■ WRITTEN INSTRUCTION ■
Leaving the pictures aside, transcribe every line below exactly.

[Begin AVAILABLE DATA]

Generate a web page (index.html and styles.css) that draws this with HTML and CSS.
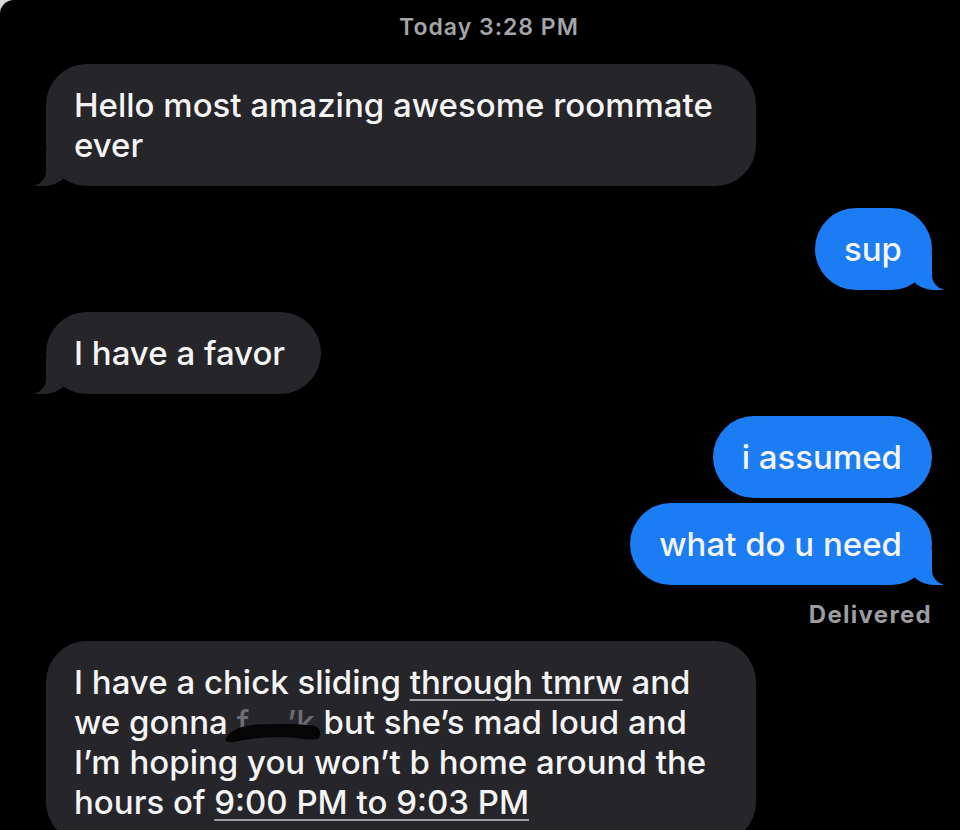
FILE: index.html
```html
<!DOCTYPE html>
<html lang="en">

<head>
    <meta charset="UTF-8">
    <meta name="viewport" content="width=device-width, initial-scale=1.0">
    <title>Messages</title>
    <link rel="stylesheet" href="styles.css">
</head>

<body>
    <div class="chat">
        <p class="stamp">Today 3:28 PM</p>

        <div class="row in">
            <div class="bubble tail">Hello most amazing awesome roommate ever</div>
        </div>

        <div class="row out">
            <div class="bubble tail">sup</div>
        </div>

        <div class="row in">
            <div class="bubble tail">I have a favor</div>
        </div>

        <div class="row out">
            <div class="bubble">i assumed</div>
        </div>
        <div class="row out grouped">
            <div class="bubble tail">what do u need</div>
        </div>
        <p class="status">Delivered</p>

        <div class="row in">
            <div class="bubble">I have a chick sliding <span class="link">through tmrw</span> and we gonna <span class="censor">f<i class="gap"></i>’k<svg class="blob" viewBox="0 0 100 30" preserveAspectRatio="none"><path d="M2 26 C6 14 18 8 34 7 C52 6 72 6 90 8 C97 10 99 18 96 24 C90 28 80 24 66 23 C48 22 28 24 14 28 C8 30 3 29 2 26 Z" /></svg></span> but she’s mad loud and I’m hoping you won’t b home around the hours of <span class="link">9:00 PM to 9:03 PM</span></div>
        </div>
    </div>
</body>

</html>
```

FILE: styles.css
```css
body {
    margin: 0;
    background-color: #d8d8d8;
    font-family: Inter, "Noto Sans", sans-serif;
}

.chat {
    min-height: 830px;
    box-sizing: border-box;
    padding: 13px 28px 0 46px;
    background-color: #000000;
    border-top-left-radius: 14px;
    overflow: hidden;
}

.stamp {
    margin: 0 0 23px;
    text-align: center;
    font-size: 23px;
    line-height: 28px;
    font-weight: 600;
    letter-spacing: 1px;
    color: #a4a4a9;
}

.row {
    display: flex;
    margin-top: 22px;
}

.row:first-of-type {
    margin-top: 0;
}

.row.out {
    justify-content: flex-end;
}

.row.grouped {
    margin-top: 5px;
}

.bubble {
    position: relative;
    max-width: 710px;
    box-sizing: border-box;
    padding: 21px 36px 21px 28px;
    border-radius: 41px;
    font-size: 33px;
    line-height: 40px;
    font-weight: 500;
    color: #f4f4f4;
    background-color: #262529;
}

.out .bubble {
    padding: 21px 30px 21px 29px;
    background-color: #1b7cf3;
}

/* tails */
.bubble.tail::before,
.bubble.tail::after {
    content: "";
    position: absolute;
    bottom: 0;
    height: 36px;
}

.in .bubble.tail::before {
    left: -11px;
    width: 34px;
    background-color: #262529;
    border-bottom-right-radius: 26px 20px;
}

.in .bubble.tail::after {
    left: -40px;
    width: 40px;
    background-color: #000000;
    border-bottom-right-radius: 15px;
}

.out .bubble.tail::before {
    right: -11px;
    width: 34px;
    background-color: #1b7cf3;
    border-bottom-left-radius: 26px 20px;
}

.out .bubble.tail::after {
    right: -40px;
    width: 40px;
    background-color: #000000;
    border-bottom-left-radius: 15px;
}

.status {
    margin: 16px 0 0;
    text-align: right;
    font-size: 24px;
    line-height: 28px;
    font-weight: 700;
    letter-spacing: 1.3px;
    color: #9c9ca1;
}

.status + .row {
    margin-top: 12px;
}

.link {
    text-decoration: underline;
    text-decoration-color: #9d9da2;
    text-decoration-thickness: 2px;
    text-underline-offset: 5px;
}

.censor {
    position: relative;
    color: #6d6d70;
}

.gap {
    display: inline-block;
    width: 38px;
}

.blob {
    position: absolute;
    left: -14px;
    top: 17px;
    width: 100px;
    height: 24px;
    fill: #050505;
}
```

[End AVAILABLE DATA]

■ THE ANSWER ■
Generate a web page (index.html and styles.css) that draws this with HTML and CSS.
FILE: index.html
```html
<!DOCTYPE html>
<html lang="en">

<head>
    <meta charset="UTF-8">
    <meta name="viewport" content="width=device-width, initial-scale=1.0">
    <title>Messages</title>
    <link rel="stylesheet" href="styles.css">
</head>

<body>
    <div class="chat">
        <p class="stamp">Today 3:28 PM</p>

        <div class="row in">
            <div class="bubble tail">Hello most amazing awesome roommate ever</div>
        </div>

        <div class="row out">
            <div class="bubble tail">sup</div>
        </div>

        <div class="row in">
            <div class="bubble tail">I have a favor</div>
        </div>

        <div class="row out">
            <div class="bubble">i assumed</div>
        </div>
        <div class="row out grouped">
            <div class="bubble tail">what do u need</div>
        </div>
        <p class="status">Delivered</p>

        <div class="row in">
            <div class="bubble">I have a chick sliding <span class="link">through tmrw</span> and we gonna <span class="censor">f<i class="gap"></i>’k<svg class="blob" viewBox="0 0 100 30" preserveAspectRatio="none"><path d="M2 26 C6 14 18 8 34 7 C52 6 72 6 90 8 C97 10 99 18 96 24 C90 28 80 24 66 23 C48 22 28 24 14 28 C8 30 3 29 2 26 Z" /></svg></span> but she’s mad loud and I’m hoping you won’t b home around the hours of <span class="link">9:00 PM to 9:03 PM</span></div>
        </div>
    </div>
</body>

</html>
```

FILE: styles.css
```css
body {
    margin: 0;
    background-color: #d8d8d8;
    font-family: Inter, "Noto Sans", sans-serif;
}

.chat {
    min-height: 830px;
    box-sizing: border-box;
    padding: 13px 28px 0 46px;
    background-color: #000000;
    border-top-left-radius: 14px;
    overflow: hidden;
}

.stamp {
    margin: 0 0 23px;
    text-align: center;
    font-size: 23px;
    line-height: 28px;
    font-weight: 600;
    letter-spacing: 1px;
    color: #a4a4a9;
}

.row {
    display: flex;
    margin-top: 22px;
}

.row:first-of-type {
    margin-top: 0;
}

.row.out {
    justify-content: flex-end;
}

.row.grouped {
    margin-top: 5px;
}

.bubble {
    position: relative;
    max-width: 710px;
    box-sizing: border-box;
    padding: 21px 36px 21px 28px;
    border-radius: 41px;
    font-size: 33px;
    line-height: 40px;
    font-weight: 500;
    color: #f4f4f4;
    background-color: #262529;
}

.out .bubble {
    padding: 21px 30px 21px 29px;
    background-color: #1b7cf3;
}

/* tails */
.bubble.tail::before,
.bubble.tail::after {
    content: "";
    position: absolute;
    bottom: 0;
    height: 36px;
}

.in .bubble.tail::before {
    left: -11px;
    width: 34px;
    background-color: #262529;
    border-bottom-right-radius: 26px 20px;
}

.in .bubble.tail::after {
    left: -40px;
    width: 40px;
    background-color: #000000;
    border-bottom-right-radius: 15px;
}

.out .bubble.tail::before {
    right: -11px;
    width: 34px;
    background-color: #1b7cf3;
    border-bottom-left-radius: 26px 20px;
}

.out .bubble.tail::after {
    right: -40px;
    width: 40px;
    background-color: #000000;
    border-bottom-left-radius: 15px;
}

.status {
    margin: 16px 0 0;
    text-align: right;
    font-size: 24px;
    line-height: 28px;
    font-weight: 700;
    letter-spacing: 1.3px;
    color: #9c9ca1;
}

.status + .row {
    margin-top: 12px;
}

.link {
    text-decoration: underline;
    text-decoration-color: #9d9da2;
    text-decoration-thickness: 2px;
    text-underline-offset: 5px;
}

.censor {
    position: relative;
    color: #6d6d70;
}

.gap {
    display: inline-block;
    width: 38px;
}

.blob {
    position: absolute;
    left: -14px;
    top: 17px;
    width: 100px;
    height: 24px;
    fill: #050505;
}
```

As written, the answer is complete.